The Level 4 Leader (The Visionary):
Reaction: “Why did we build a product that requires a human to set it up in the first place? It’s because we view ourselves as a ‘Service Company’ that happens to sell software. We need to shift our Mental Model. We are a Product-Led Growth company.”
The Impact: They don’t just fix churn; they change the trajectory of the company for the next 5 years.
The Veteran’s Discipline: Managing the Waterline
The hardest part of Systems Thinking is not understanding the Iceberg; it is the discipline to dive when everyone else is screaming at the surface.
When a crisis hits, the pressure to “Do Something!” (Level 1) is immense. Your CEO wants a status update. Sales wants a fix. If you say, “I am analyzing the Mental Models that caused this,” you will get fired.
The Veteran Product Leader knows how to manage the Waterline.
Contain the Event: Apply the tourniquet. Fix the bug. Pacify the CEO. (Level 1).
Don’t Celebrate: Refuse to call the hotfix a “win.” It is a failure of the system that we had to fix it at all.
Schedule the Dive: Once the smoke clears, book the meeting that matters. “The Incident Review.”
The Monday Morning Exercise
Meeting: The Post-Mortem (or “Incident Review”)
Time: 30 Minutes
Take the last “Crisis” your team faced (a bug, a missed deadline, a bad release). Draw an Iceberg on the whiteboard.

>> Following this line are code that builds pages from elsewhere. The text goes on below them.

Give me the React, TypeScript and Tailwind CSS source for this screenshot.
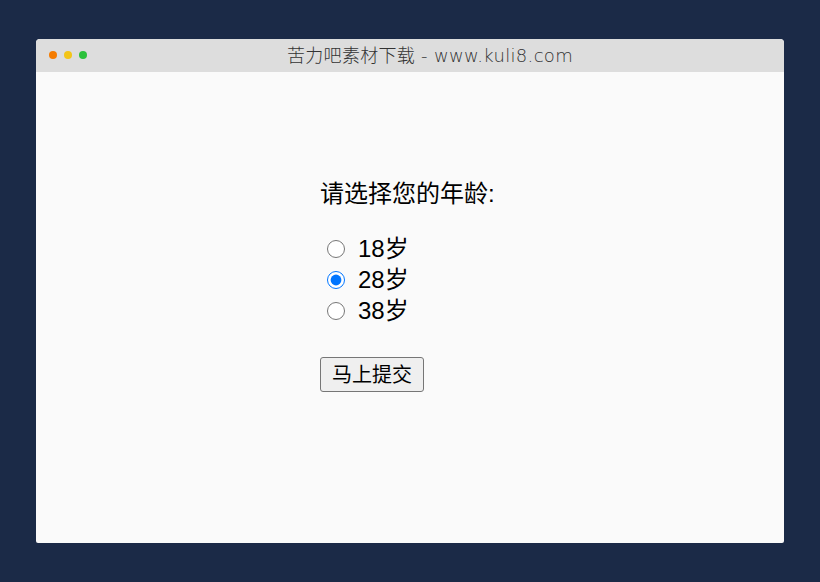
import { useState } from "react";

const ages = ["18岁", "28岁", "38岁"];

export default function App() {
  const [age, setAge] = useState("28岁");

  return (
    <div className="w-[820px] h-[582px] bg-[#1b2a47] pt-[39px] pl-[36px] font-['Liberation_Sans','Noto_Sans_CJK_SC',sans-serif]">
      <div className="w-[748px] h-[504px] bg-[#fafafa] rounded-t-[4px] rounded-b-[2px] overflow-hidden flex flex-col">
        <div className="h-[33px] bg-[#dddddd] flex items-center relative shrink-0">
          <div className="absolute left-[13px] top-[12px] flex gap-[7px]">
            <span className="w-[8px] h-[8px] rounded-full bg-[#f57c00]" />
            <span className="w-[8px] h-[8px] rounded-full bg-[#f3c518]" />
            <span className="w-[8px] h-[8px] rounded-full bg-[#2bc13b]" />
          </div>
          <div className="flex-1 text-center pl-[40px] text-[18px] tracking-[0.3px] font-extralight text-[#333] leading-none font-['DejaVu_Sans','Noto_Sans_CJK_SC',sans-serif]">
            苦力吧素材下载 - www.kuli8.com
          </div>
        </div>

        <div className="pt-[107px] pl-[284px] text-black">
          <form onSubmit={(e) => e.preventDefault()}>
            <div className="text-[24px] leading-[30px]">请选择您的年龄:</div>
            <div className="mt-[24px] flex flex-col">
              {ages.map((a) => (
                <label key={a} className="flex items-center h-[31px] text-[24px]">
                  <input
                    type="radio"
                    name="age"
                    checked={age === a}
                    onChange={() => setAge(a)}
                    className="w-[18px] h-[18px] ml-[7px] mr-[13px] accent-[#0075ff]"
                  />
                  {a}
                </label>
              ))}
            </div>
            <button
              type="submit"
              className="mt-[31px] w-[104px] h-[35px] bg-[#efefef] border border-[#767676] rounded-[3px] text-[20px] leading-none"
            >
              马上提交
            </button>
          </form>
        </div>
      </div>
    </div>
  );
}
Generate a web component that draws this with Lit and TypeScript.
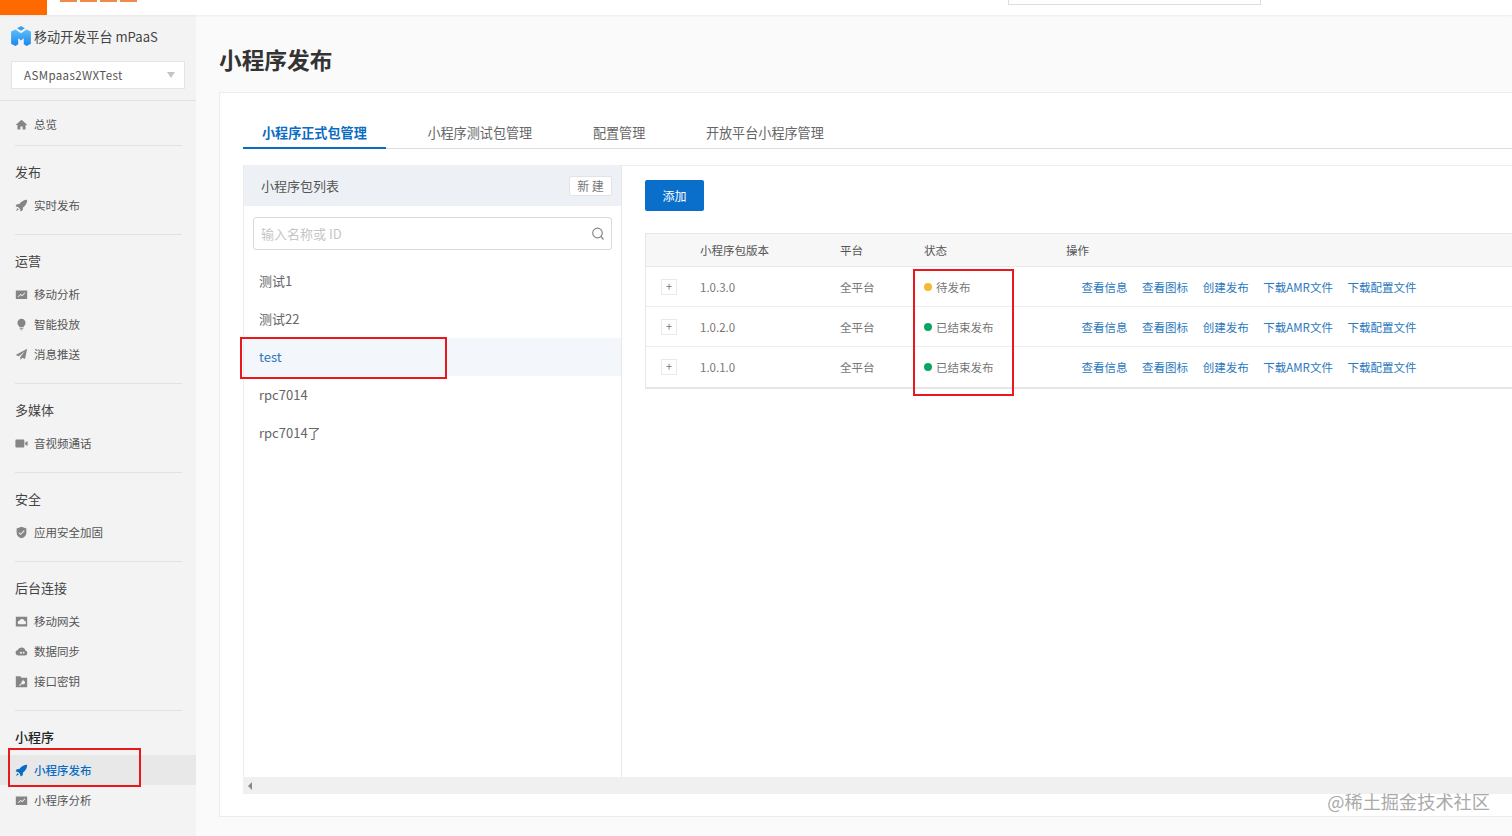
import { LitElement, css, html, svg } from 'lit'
import { customElement } from 'lit/decorators.js'

const icons: Record<string, unknown> = {
  home: svg`<path d="M8 2 .8 8.600h2.200V14h3.600v-3.600h2.800V14h3.600V8.600h2.200z"/>`,
  rocket: svg`<path d="M15 1c-4.200.1-7.400 2-9.600 5.200L2.200 6.600.7 9.300l3.100.6 2.400 2.400.6 3 2.700-1.500.4-3.200C13 8.400 14.900 5.200 15 1z"/><path d="M3 11.200 1.200 14.800 4.800 13z"/>`,
  chart: svg`<path fill-rule="evenodd" d="M1 3h14v10.500H1zM3.500 10.500l.8.700 2.700-2.500 1.800 1.300 3.900-3.700-.8-.7-3.200 3-1.800-1.300-3.400 3.200z"/>`,
  bulb: svg`<path d="M8 1a5 5 0 0 0-2.800 9.100V11.500h5.600v-1.400A5 5 0 0 0 8 1zM5.800 12.500h4.400v1.100H5.800zM6.800 14.300h2.400V15H6.800z"/>`,
  plane: svg`<path d="M15 1 .8 8.500l3.900 1.700L12 4.200 6.500 11.200v3.600l2.500-2.900 3.300 1.500z"/>`,
  video: svg`<path d="M1.800 3h8.400c.7 0 1.300.6 1.300 1.300v7.400c0 .7-.6 1.300-1.300 1.300H1.800C1.100 13 .5 12.400.5 11.700V4.300C.5 3.600 1.100 3 1.800 3zM12.500 6.800 15.500 5v6l-3-1.800z"/>`,
  shield: svg`<path fill-rule="evenodd" d="M8 .8 14 3v5.200c0 3.400-2.500 5.800-6 7-3.500-1.200-6-3.600-6-7V3zM5.200 7.600 4.300 8.500 7 11.200l4.800-5-.9-.9L7 9.400z"/>`,
  gateway: svg`<path fill-rule="evenodd" d="M1 2h14v12H1zM4.800 11.500h6.700a2 2 0 0 0 .3-4 3.200 3.200 0 0 0-6-.8 2.500 2.500 0 0 0-1 4.800z"/>`,
  cloud: svg`<path fill-rule="evenodd" d="M4 13a3.500 3.500 0 0 1-.7-6.900 5 5 0 0 1 9.500.6A3.200 3.200 0 0 1 12.200 13zM6 9.500a1.300 1.300 0 1 0 2.600 0 1.300 1.300 0 0 0-2.600 0zM9.500 9.500a1.100 1.100 0 1 0 2.200 0 1.100 1.100 0 0 0-2.200 0z"/>`,
  key: svg`<path fill-rule="evenodd" d="M1 1.500h5.500L8 3.500h7V15H1zM5 12.500l1 1 2.500-2.500 1 .3a2.200 2.200 0 1 0-1.500-1.500zM10 7.500a.8.8 0 1 1 .01 0z"/>`,
}

const nav = [
  { items: [['home', '总览']] },
  { title: '发布', items: [['rocket', '实时发布']] },
  { title: '运营', items: [['chart', '移动分析'], ['bulb', '智能投放'], ['plane', '消息推送']] },
  { title: '多媒体', items: [['video', '音视频通话']] },
  { title: '安全', items: [['shield', '应用安全加固']] },
  { title: '后台连接', items: [['gateway', '移动网关'], ['cloud', '数据同步'], ['key', '接口密钥']] },
  { title: '小程序', active: true, items: [['rocket', '小程序发布'], ['chart', '小程序分析']] },
]

const tabs = ['小程序正式包管理', '小程序测试包管理', '配置管理', '开放平台小程序管理']
const packages = ['测试1', '测试22', 'test', 'rpc7014', 'rpc7014了']
const rows = [
  { version: '1.0.3.0', status: '待发布', tone: 'pending' },
  { version: '1.0.2.0', status: '已结束发布', tone: 'done' },
  { version: '1.0.1.0', status: '已结束发布', tone: 'done' },
]
const actions = ['查看信息', '查看图标', '创建发布', '下载AMR文件', '下载配置文件']

@customElement('app-root')
export class AppRoot extends LitElement {
  static styles = css`
    :host {
      display: flex;
      flex-direction: column;
      position: relative;
      width: 1512px;
      height: 836px;
      overflow: hidden;
      background: #fafafa;
      color: #555;
      font-family: "Noto Sans CJK SC", "Noto Sans", sans-serif;
      font-size: 11.5px;
    }

    .topbar {
      flex: none;
      display: flex;
      height: 15px;
      background: #fff;
      box-shadow: 0 1px 2px rgba(0, 0, 0, 0.05);
      position: relative;
      z-index: 1;
    }
    .orange {
      width: 47px;
      background: #ff6a00;
    }
    .brand {
      display: flex;
      gap: 3px;
      height: 2px;
      margin-left: 13px;
      width: 77px;
    }
    .brand i {
      flex: 1;
      background: #f08a4b;
    }
    .top-search {
      width: 253px;
      height: 5px;
      margin-left: auto;
      margin-right: 251px;
      border: 1px solid #ddd;
      border-top: none;
      box-sizing: border-box;
    }

    .body {
      flex: 1;
      display: flex;
      min-height: 0;
    }

    aside {
      flex: none;
      width: 196px;
      background: #f3f3f3;
      overflow: hidden;
    }
    .product {
      display: flex;
      align-items: center;
      gap: 2px;
      height: 24px;
      margin: 9px 0 0 10px;
      font-size: 13.1px;
      color: #444;
      white-space: nowrap;
    }
    .product svg {
      width: 22px;
      height: 22px;
    }
    .select {
      display: flex;
      align-items: center;
      justify-content: space-between;
      box-sizing: border-box;
      width: 174px;
      height: 28px;
      margin: 13px 0 11px 11px;
      padding: 0 9px 0 12px;
      background: #fff;
      border: 1px solid #e4e4e4;
      color: #555;
      font-size: 11.5px;
      letter-spacing: 0.4px;
    }
    .caret {
      border: 4.5px solid transparent;
      border-top: 6px solid #c4c4c4;
      border-bottom: none;
    }
    .sep {
      border-top: 1px solid #e2e2e2;
    }
    .group {
      margin: 0 14px 0 15px;
      padding-bottom: 14px;
    }
    .group + .group {
      border-top: 1px solid #e2e2e2;
      padding-top: 16px;
    }
    .group.first {
      margin-top: 8px;
      padding-bottom: 6px;
    }
    .group-title {
      height: 20px;
      line-height: 19px;
      margin-bottom: 8px;
      font-size: 13px;
      color: #444;
    }
    .group-title.strong {
      color: #222;
      font-weight: 500;
    }
    .nav-item {
      display: flex;
      align-items: center;
      gap: 6px;
      height: 30px;
      margin: 0 -14px 0 -15px;
      padding-left: 15px;
      color: #555;
    }
    .nav-item svg {
      width: 13px;
      height: 13px;
      fill: #858585;
    }
    .nav-item.active {
      background: #e8e8e8;
      color: #0a6cc4;
      font-weight: 500;
    }
    .nav-item.active svg {
      fill: #0a6cc4;
    }

    main {
      flex: 1;
      min-width: 0;
      padding: 0 0 0 23px;
    }
    h1 {
      margin: 0;
      height: 77px;
      line-height: 90px;
      font-size: 22.7px;
      font-weight: 700;
      color: #333;
    }
    .card {
      box-sizing: border-box;
      height: 725px;
      margin-right: -1px;
      padding: 24px 0 22px 23px;
      background: #fff;
      border: 1px solid #ececec;
      display: flex;
      flex-direction: column;
    }

    .tabs {
      flex: none;
      display: flex;
      gap: 22.7px;
      height: 31px;
      border-bottom: 1px solid #ddd;
      font-size: 13.1px;
      color: #666;
    }
    .tab {
      padding: 0 19px;
      line-height: 32px;
      white-space: nowrap;
    }
    .tab.active {
      color: #0a6cc4;
      font-weight: 700;
      border-bottom: 2px solid #0a6cc4;
      height: 30px;
    }

    .panes {
      flex: 1;
      min-height: 0;
      display: flex;
      margin-top: 16px;
      border-left: 1px solid #ececec;
    }
    .list {
      flex: none;
      width: 378px;
      box-sizing: border-box;
      border-right: 1px solid #e8e8e8;
    }
    .list-head {
      display: flex;
      align-items: center;
      justify-content: space-between;
      height: 41px;
      padding: 0 9px 0 17px;
      background: #edf1f5;
      font-size: 13px;
      color: #555;
    }
    .new {
      box-sizing: border-box;
      width: 43px;
      height: 20px;
      line-height: 18px;
      text-align: center;
      background: #fff;
      border: 1px solid #e3e3e3;
      border-radius: 2px;
      font-size: 12px;
      color: #777;
    }
    .search {
      display: flex;
      align-items: center;
      justify-content: space-between;
      box-sizing: border-box;
      height: 33px;
      margin: 11px 9px 12px 9px;
      padding: 0 6px 0 7px;
      border: 1px solid #d9d9d9;
      border-radius: 3px;
      color: #c6c6c6;
      font-size: 13px;
    }
    .search svg {
      width: 14px;
      height: 14px;
      fill: none;
      stroke: #888;
      stroke-width: 1.2;
    }
    .pkg {
      height: 38px;
      line-height: 38px;
      padding-left: 15px;
      font-size: 13px;
      color: #666;
    }
    .pkg.selected {
      background: #f3f6fa;
      color: #2b78bd;
    }

    .detail {
      flex: 1;
      min-width: 0;
      padding: 14px 0 0 23px;
      border-top: 1px solid #ececec;
    }
    .add {
      display: block;
      width: 59px;
      height: 31px;
      padding: 0;
      border: none;
      border-radius: 2px;
      background: #0a6fcb;
      color: #fff;
      font: inherit;
      font-size: 12px;
    }
    table {
      width: 100%;
      margin-top: 22px;
      border-collapse: separate;
      border-spacing: 0;
      table-layout: fixed;
      border-left: 1px solid #e6e6e6;
      border-top: 1px solid #e6e6e6;
      border-bottom: 2px solid #e6e6e6;
    }
    th {
      height: 32px;
      padding: 0;
      background: #f7f7f7;
      border-bottom: 1px solid #e8e8e8;
      font-weight: 400;
      text-align: left;
      color: #555;
    }
    td {
      height: 40px;
      padding: 0;
      border-bottom: 1px solid #ededed;
      color: #777;
      box-sizing: border-box;
    }
    tr:last-child td {
      border-bottom: none;
    }
    .plus {
      display: block;
      box-sizing: border-box;
      width: 16px;
      height: 16px;
      margin-left: 15px;
      line-height: 13px;
      text-align: center;
      border: 1px solid #eaeaea;
      color: #777;
      font-size: 11px;
    }
    .status {
      display: flex;
      align-items: center;
      gap: 4px;
    }
    .dot {
      width: 8px;
      height: 8px;
      border-radius: 50%;
    }
    .dot.pending {
      background: #f7b731;
    }
    .dot.done {
      background: #0ba564;
    }
    .ops {
      display: flex;
      gap: 14.6px;
      padding-left: 15.5px;
      white-space: nowrap;
      color: #2b78bd;
    }

    .scrollbar {
      flex: none;
      display: flex;
      align-items: center;
      height: 17px;
      padding-left: 5px;
      background: #f0f0f0;
    }
    .arrow {
      border: 4px solid transparent;
      border-right: 4px solid #8a8a8a;
      border-left: none;
    }

    .mark {
      position: absolute;
      box-sizing: border-box;
      border: 2px solid #e8181d;
    }
    .mark.nav {
      left: 8px;
      top: 748px;
      width: 133px;
      height: 39px;
    }
    .mark.pkg-mark {
      left: 240px;
      top: 337px;
      width: 207px;
      height: 42px;
    }
    .mark.status-mark {
      left: 913px;
      top: 269px;
      width: 101px;
      height: 127px;
    }
    .watermark {
      position: absolute;
      right: 22px;
      top: 789px;
      line-height: 24px;
      font-size: 18.2px;
      color: #aaa;
      white-space: nowrap;
    }
  `

  private renderLogo() {
    return html`<svg viewBox="0 0 20 20">
      <defs>
        <linearGradient id="lg" x1="0" y1="0" x2="0" y2="1">
          <stop offset="0" stop-color="#5cc0f7"/>
          <stop offset="1" stop-color="#1b86ee"/>
        </linearGradient>
      </defs>
      <path fill="url(#lg)" d="M1 6l4-2 5 3.500L15 4l4 2v11l-4 2-2.500-1.500V12L10 14l-2.500-2v5.500L5 19l-4-2z"/>
      <path fill="#3aa0ee" d="M10 1l3.500 2L10 5.200 6.500 3z"/>
    </svg>`
  }

  private renderNav() {
    return nav.map((group, g) => html`
      <div class="group ${g === 0 ? 'first' : ''}">
        ${group.title ? html`<div class="group-title ${group.active ? 'strong' : ''}">${group.title}</div>` : ''}
        ${group.items.map(([icon, label], i) => html`
          <div class="nav-item ${group.active && i === 0 ? 'active' : ''}">
            <svg viewBox="0 0 16 16">${icons[icon]}</svg>${label}
          </div>
        `)}
      </div>
    `)
  }

  render() {
    return html`
      <div class="topbar">
        <div class="orange"></div>
        <div class="brand"><i></i><i></i><i></i><i></i></div>
        <div class="top-search"></div>
      </div>
      <div class="body">
        <aside>
          <div class="product">${this.renderLogo()}移动开发平台 mPaaS</div>
          <div class="select">ASMpaas2WXTest<span class="caret"></span></div>
          <div class="sep"></div>
          ${this.renderNav()}
        </aside>
        <main>
          <h1>小程序发布</h1>
          <div class="card">
            <div class="tabs">
              ${tabs.map((t, i) => html`<div class="tab ${i === 0 ? 'active' : ''}">${t}</div>`)}
            </div>
            <div class="panes">
              <div class="list">
                <div class="list-head">小程序包列表<span class="new">新 建</span></div>
                <div class="search">
                  输入名称或 ID
                  <svg viewBox="0 0 14 14"><circle cx="6.5" cy="6" r="4.8"/><path d="M10 9.500 12.500 12.500"/></svg>
                </div>
                ${packages.map(p => html`<div class="pkg ${p === 'test' ? 'selected' : ''}">${p}</div>`)}
              </div>
              <div class="detail">
                <button class="add">添加</button>
                <table>
                  <colgroup>
                    <col style="width:54px"/><col style="width:140px"/><col style="width:84px"/><col style="width:142px"/><col/>
                  </colgroup>
                  <thead>
                    <tr><th></th><th>小程序包版本</th><th>平台</th><th>状态</th><th>操作</th></tr>
                  </thead>
                  <tbody>
                    ${rows.map(r => html`
                      <tr>
                        <td><span class="plus">+</span></td>
                        <td>${r.version}</td>
                        <td>全平台</td>
                        <td><div class="status"><span class="dot ${r.tone}"></span>${r.status}</div></td>
                        <td><div class="ops">${actions.map(a => html`<span>${a}</span>`)}</div></td>
                      </tr>
                    `)}
                  </tbody>
                </table>
              </div>
            </div>
            <div class="scrollbar"><span class="arrow"></span></div>
          </div>
        </main>
      </div>
      <div class="mark nav"></div>
      <div class="mark pkg-mark"></div>
      <div class="mark status-mark"></div>
      <div class="watermark">@稀土掘金技术社区</div>
    `
  }
}

declare global {
  interface HTMLElementTagNameMap {
    'app-root': AppRoot
  }
}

The Event: Write down what happened. (”The mobile app crashed on launch.”)
The Pattern: Has this happened before? (”Yes, every time we update the library dependencies.”)
The Structure: What in our system allows this? (”We don’t have automated regression tests. We rely on manual QA, and manual QA is incentivized to check ‘New Features’, not ‘Old Code’.”)
The Mental Model: What belief defends this structure? (”We believe that ‘Automated Testing slows us down’.”)
The Verdict:
If you leave that room promising to “Test harder next time,” you have failed.
You only succeed if you change the Structure (Invest in CI/CD pipeline) or the Mental Model (Redefine “Speed” to mean “Speed without crashing”).
Stop fighting the fire. Re-wire the building.


The distinction between rewarding effort versus fixing systems is something I've struggled with in organizatons that celebrate heroics over prevention. The four-level iceberg framework makes explicit what most PMs intuitively know but can't articulate. I've seen teams change their org chart and tech stack only to revert back becuase the underlying beliefs never shifted. The retention case study is a perfect example of how thinking at different levels produces dramatically different outcomes.